As we move into the 2022 meteorological spring, the effect of dry and warm conditions is becoming more prominent in the wildfire threat outlook. It's already big and is likely to spread further.

The National Interagency Fire Center, headquartered in Boise, Idaho, has identified practically the entire Central and Southern Plains, from the Nebraska-South Dakota line south to the Rio Grande Valley in Texas; and the coastal southeastern United States, including South Carolina, Georgia and Florida; as having an above-normal risk for significant wildfire outbreak during March. A portion of southern New Mexico is also included in this above-normal risk assessment.

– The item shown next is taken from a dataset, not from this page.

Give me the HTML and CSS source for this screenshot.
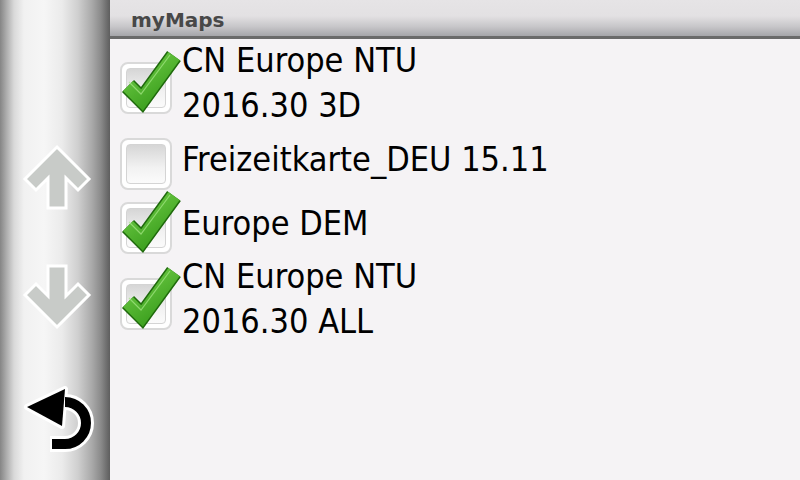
FILE: index.html
```html
<html>
  <head>
    <link rel="stylesheet" href="styles.css">
    <title>myMaps</title>
  </head>
  <body>
    <svg class="defs" width="0" height="0">
      <defs>
        <linearGradient id="tickFill" gradientUnits="userSpaceOnUse" x1="10" y1="6" x2="50" y2="64">
          <stop offset="0" stop-color="#74d04a"/>
          <stop offset="1" stop-color="#2c9212"/>
        </linearGradient>
      </defs>
    </svg>
    <div class="device">
      <aside class="nav">
        <svg class="nav-btn up" width="70" height="70" viewBox="0 0 70 70">
          <polygon points="35,5 67,37 56,48 44,36 44,66 26,66 26,36 14,48 3,37" fill="#c8cbc8" stroke="#fff" stroke-width="3" stroke-linejoin="miter"/>
        </svg>
        <svg class="nav-btn down" width="70" height="70" viewBox="0 0 70 70">
          <polygon points="35,65 67,33 56,22 44,34 44,4 26,4 26,34 14,22 3,33" fill="#c8cbc8" stroke="#fff" stroke-width="3" stroke-linejoin="miter"/>
        </svg>
        <svg class="nav-btn back" width="76" height="72" viewBox="0 0 76 72">
          <g fill="none" stroke="#fff" stroke-width="16">
            <path d="M46 22 A21 21 0 0 1 46 64 L31 64"/>
          </g>
          <polygon points="8,27 46,9 43,46" fill="#fff" stroke="#fff" stroke-width="6" stroke-linejoin="round"/>
          <path d="M46 22 A21 21 0 0 1 46 64 L33 64" fill="none" stroke="#000" stroke-width="10"/>
          <polygon points="8,27 46,9 43,46" fill="#000"/>
        </svg>
      </aside>
      <main class="panel">
        <header class="panel-head">myMaps</header>
        <ul class="map-list">
          <li class="map-item">
            <span class="checkbox">
              <svg class="tick" width="70" height="70" viewBox="0 0 70 70">
                <polyline points="10,36 24,50 56,6" fill="none" stroke="#1f6a0c" stroke-width="17"/>
                <polyline points="10,36 24,50 56,6" fill="none" stroke="url(#tickFill)" stroke-width="14"/>
                <polyline points="11,32 23,44 52,5" fill="none" stroke="#a6e888" stroke-width="1.2" opacity="0.7"/>
              </svg>
            </span>
            <span class="map-name">CN Europe NTU<br>2016.30 3D</span>
          </li>
          <li class="map-item">
            <span class="checkbox"></span>
            <span class="map-name">Freizeitkarte_DEU 15.11</span>
          </li>
          <li class="map-item">
            <span class="checkbox">
              <svg class="tick" width="70" height="70" viewBox="0 0 70 70">
                <polyline points="10,36 24,50 56,6" fill="none" stroke="#1f6a0c" stroke-width="17"/>
                <polyline points="10,36 24,50 56,6" fill="none" stroke="url(#tickFill)" stroke-width="14"/>
                <polyline points="11,32 23,44 52,5" fill="none" stroke="#a6e888" stroke-width="1.2" opacity="0.7"/>
              </svg>
            </span>
            <span class="map-name">Europe DEM</span>
          </li>
          <li class="map-item">
            <span class="checkbox">
              <svg class="tick" width="70" height="70" viewBox="0 0 70 70">
                <polyline points="10,36 24,50 56,6" fill="none" stroke="#1f6a0c" stroke-width="17"/>
                <polyline points="10,36 24,50 56,6" fill="none" stroke="url(#tickFill)" stroke-width="14"/>
                <polyline points="11,32 23,44 52,5" fill="none" stroke="#a6e888" stroke-width="1.2" opacity="0.7"/>
              </svg>
            </span>
            <span class="map-name">CN Europe NTU<br>2016.30 ALL</span>
          </li>
        </ul>
      </main>
    </div>
  </body>
</html>
```

FILE: styles.css
```css
html, body {
  margin: 0;
  padding: 0;
}
body {
  width: 800px;
  height: 480px;
  overflow: hidden;
  font-family: "DejaVu Sans", sans-serif;
}

.defs {
  position: absolute;
}

.device {
  display: flex;
  height: 480px;
}

/* left button strip */
.nav {
  width: 110px;
  flex: none;
  box-sizing: border-box;
  padding: 142px 0 0 4px;
  display: flex;
  flex-direction: column;
  align-items: center;
  background: linear-gradient(to right,
    #858585 0,
    #aaaaaa 6px,
    #d9d9d9 14px,
    #f1f1f1 24px,
    #f6f6f6 44px,
    #ebebeb 62px,
    #cfcfcf 78px,
    #a9a9a9 92px,
    #8a8a8a 101px,
    #6c6c6c 107px,
    #5e5e5e 110px);
}
.nav-btn {
  display: block;
}
.nav-btn.down {
  margin-top: 50px;
}
.nav-btn.back {
  margin-top: 48px;
}

/* map list */
.panel {
  flex: 1;
  background: #f5f3f5;
}
.panel-head {
  height: 36px;
  line-height: 40px;
  padding-left: 21px;
  border-bottom: 3px solid #6a6a6a;
  background: linear-gradient(#e6e4e6 0, #e3e1e3 16px, #c6c5c8 27px, #a5a5a9 36px);
  color: #484848;
  font-weight: bold;
  font-size: 20px;
}
.map-list {
  list-style: none;
  margin: 0;
  padding: 5px 0 0 10px;
}
.map-item {
  display: flex;
  align-items: center;
  gap: 10px;
  padding: 6px 0;
}
.map-name {
  font-family: "DejaVu Sans Condensed", "DejaVu Sans", sans-serif;
  font-stretch: semi-condensed;
  font-size: 34px;
  line-height: 45px;
  margin: -12px 0 -2px;
  color: #000;
}

.checkbox {
  position: relative;
  flex: none;
  width: 52px;
  height: 52px;
  box-sizing: border-box;
  padding: 4px;
  border: 2px solid #d9d9d9;
  border-radius: 8px;
  background: #fff;
}
.checkbox::before {
  content: "";
  display: block;
  height: 100%;
  box-sizing: border-box;
  border: 1px solid #d4d4d4;
  border-radius: 4px;
  background: linear-gradient(#d6d6d6, #f2f2f2 60%, #fbfbfb);
}
.tick {
  position: absolute;
  left: -4px;
  top: -14px;
}
```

Here's how the Fire Center described the expected fire threat in the Plains:

"Much of the Central and Southern Plains are expected to have above-normal significant fire potential into April, while persisting on the High Plains and eastern slopes of the Front Range into June. Above-normal potential is forecast in portions of south Texas and the Hill Country during March, with the westward retreat of above-normal potential in Oklahoma, Kansas, and Texas following the expected green-up procession ... Additionally, there are indications for an active severe weather pattern this spring from eastern portions of the Plains into the Southeast and Ohio Valley. Critically dry and windy periods will accompany the severe weather for much of the Plains, especially the southern and central High Plains."

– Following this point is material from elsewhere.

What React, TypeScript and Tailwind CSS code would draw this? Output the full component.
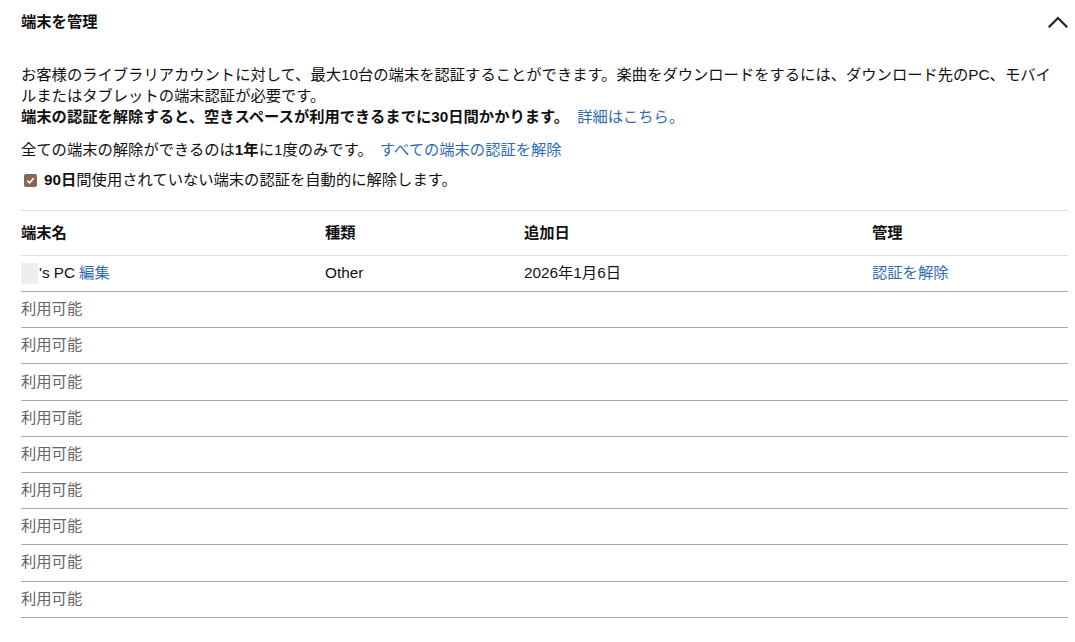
const font = "font-['Liberation_Sans','Noto_Sans_CJK_JP',sans-serif]";

function ChevronUp() {
    return (
        <svg width="20" height="12" viewBox="0 0 20 12" fill="none" className="text-[#222]">
            <path d="M1.5 10.5 L10 2 L18.5 10.5" stroke="currentColor" strokeWidth="2.2" strokeLinecap="square" />
        </svg>
    )
}

function CheckBox() {
    return (
        <span className="flex h-[13px] w-[13px] items-center justify-center rounded-[2px] bg-[#8c6553]">
            <svg width="9" height="9" viewBox="0 0 9 9" fill="none">
                <path d="M1.3 4.6 L3.6 6.8 L7.8 2" stroke="white" strokeWidth="1.6" />
            </svg>
        </span>
    )
}

export default function App() {
    const slots = Array.from({ length: 9 })
    return (
        <div className={`${font} bg-white pl-[21px] pr-[7px] text-[15.3px] text-[#111]`}>
            <div className="flex h-[44px] items-center justify-between">
                <h1 className="font-bold">端末を管理</h1>
                <ChevronUp />
            </div>

            <p className="mt-[20px] w-[1036px] leading-[21px]">
                お客様のライブラリアカウントに対して、最大10台の端末を認証することができます。楽曲をダウンロードをするには、ダウンロード先のPC、モバイルまたはタブレットの端末認証が必要です。
                <br />
                <span className="font-bold">端末の認証を解除すると、空きスペースが利用できるまでに30日間かかります。</span>
                <a className="ml-[8px] text-[#2e6bb3]">詳細はこちら。</a>
            </p>

            <p className="mt-[12px] leading-[21px]">
                全ての端末の解除ができるのは<span className="font-bold">1年</span>に1度のみです。
                <a className="ml-[7px] text-[#2e6bb3]">すべての端末の認証を解除</a>
            </p>

            <label className="mt-[10px] flex h-[21px] items-center gap-[7px] pl-[3px]">
                <CheckBox />
                <span>
                    <span className="font-bold">90日</span>間使用されていない端末の認証を自動的に解除します。
                </span>
            </label>

            <div className="mt-[19px] border-t border-[#dddddd]">
                <div className="grid h-[45px] grid-cols-[304px_199px_348px_1fr] items-center border-b border-[#dddddd] font-bold">
                    <div>端末名</div>
                    <div>種類</div>
                    <div>追加日</div>
                    <div>管理</div>
                </div>
                <div className="grid h-[36px] grid-cols-[304px_199px_348px_1fr] items-center border-b border-[#a9a9a9]">
                    <div className="flex items-center">
                        <span className="mr-[1px] h-[21px] w-[17px] bg-[#eeeeee]" />
                        <span>'s PC</span>
                        <a className="ml-[4px] text-[#2e6bb3]">編集</a>
                    </div>
                    <div>Other</div>
                    <div>2026年1月6日</div>
                    <div>
                        <a className="text-[#2e6bb3]">認証を解除</a>
                    </div>
                </div>
                {slots.map((_, i) => (
                    <div key={i} className="flex h-[36.2px] items-center border-b border-[#a9a9a9] text-[#666]">
                        利用可能
                    </div>
                ))}
            </div>
            <div className="h-[24px]" />
        </div>
    )
}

In the southeastern U.S., "Above-normal significant fire potential is forecast to expand across Florida, Georgia, and the Carolinas during March and April, with lingering above normal potential forecast to remain in Florida during May," according to the Fire Center.

Going further into spring, the Fire Center has a mixed tone in its expectations for fire threats in the northwestern U.S. "Climate outlooks through spring indicate areas receiving below-normal precipitation will likely expand generally south to north across the West, with below-normal temperatures likely continuing across the Pacific Northwest and northern Rockies," the agency noted. But for much of the western U.S., multi-year drought leads to a threatening summer for wildfires.

"Most of the Southwest is forecast to have above-normal significant fire potential in May and June, with potential increasing across southern and western Colorado and southern portions of the Great Basin. Central Oregon is likely to have above-normal significant fire potential in May and June, with above-normal potential forecast across much of coastal California by June," said the Fire Center.

In 2021, the Fire Center recorded 58,985 wildfires, which burned a total of 7,125,643 acres. The records for these two statistics are: 96,385 wildfires in 2006 and 10,125,149 acres burned in 2015.